Both TikTok and Twitter are platforms many young people use. To stumble across this in your feed is not only horrifying but for people struggling with their mental health or suicidal thoughts, it is so dangerous. Organizations like the American Foundation for Suicide Prevention (AFSP), National Alliance on Mental Illness (NAMI), the American Association of Suicidology and the World Health Organization (WHO) have been working hard to ensure suicide reporting guidelines are being followed. Especially after the debut of “13 Reasons Why,” it became clear how dangerous reporting and displaying methods of suicide on screen is. It is essential that news teams and journalists are sensitive to the issue and report in ways that are safe to the community.

But what happens when it’s not a news station or article that’s detailing methods of suicide? What happens in situations like this, when a video recording of a death by suicide is circulated? We may not be able to stop someone from posting something, but we have got to be better at ensuring videos like these are taken down immediately.

Jazz Thornton, mental health advocate and co-founder of Voices of Hope, a nonprofit dedicated to breaking the stigma around mental illness, posted a video on her TikTok last night encouraging her followers to debrief if they had seen the video, telling them not to share the video and reminding them how much value their life holds and that they are needed here. The comments on her video show just how triggering this was:

Some of the comments read:

  • “It came up on my fyp [for you page]. It has been 6 months since my attempt and it brought up so many emotions.”
  • “I still can’t process it my mind is frazzled probably the most disturbing thing I’ve ever seen. Please look after yourself and I’m here to chat.”
  • “It was so traumatizing.”
  • “I’m scared. I hope that video won’t appear in my fyp [for you page]. I’m so sorry for everyone that saw the video stay safe.”
  • However, one of the most infuriating comments was:
  • “It popped up on mine and I reported it and it came back as ‘not violating community standards.’ I feel incredibly sick.”

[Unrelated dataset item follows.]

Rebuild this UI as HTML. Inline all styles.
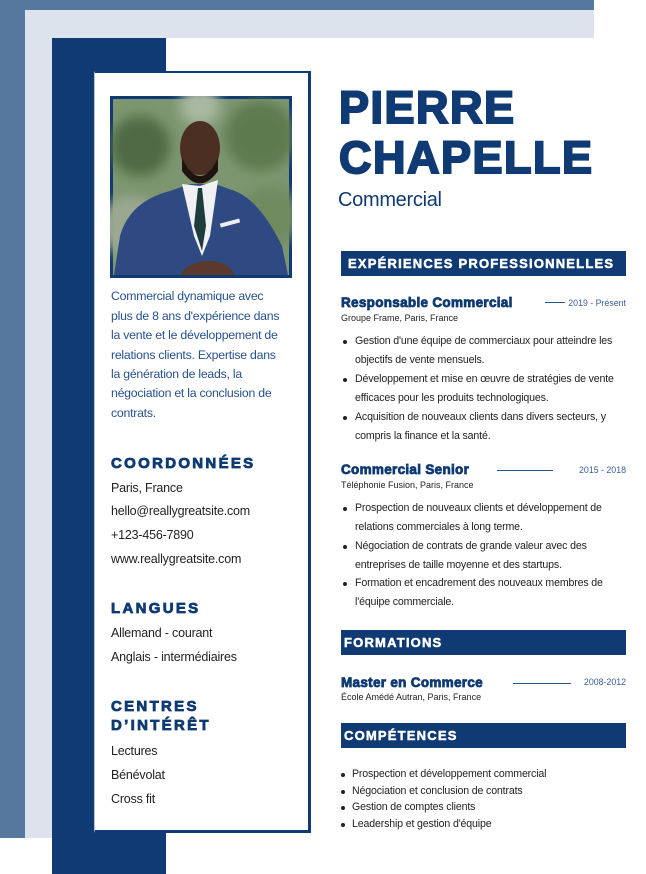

I understand every video cannot be reviewed before posting. However, if someone reports a video like this (as they should), and it comes back as “not violating community standards,” there is a much larger issue at hand. What will it take to violate community standards? If a video this graphic and triggering doesn’t, what does? Videos like these have got to be taken down faster. And often, that’s done by people reporting the video. But if the reports are being ignored, the video continues to circulate and more people become impacted. Social platforms like this have got to do better. We need to do better.

Personally, I saw the video and I can’t describe how horrified I was. It made me sick to my stomach. It was extremely triggering and required much self-care afterward. I thank people like Jazz who use their platform for good and look out for their followers. I hope this can be something we learn from. I hope people realize how large an issue suicide is and how much our country desperately needs better care and prevention so no one ever has to make a video like this. I hope social media platforms start to take reports seriously and get better at taking these videos down as fast as possible. I hope anyone who did see the video has someone they can talk to about it if needed.

But, more than anything, I hope people know how loved they are and how much we need them here. Your life matters. Keep fighting. We’ll get there together.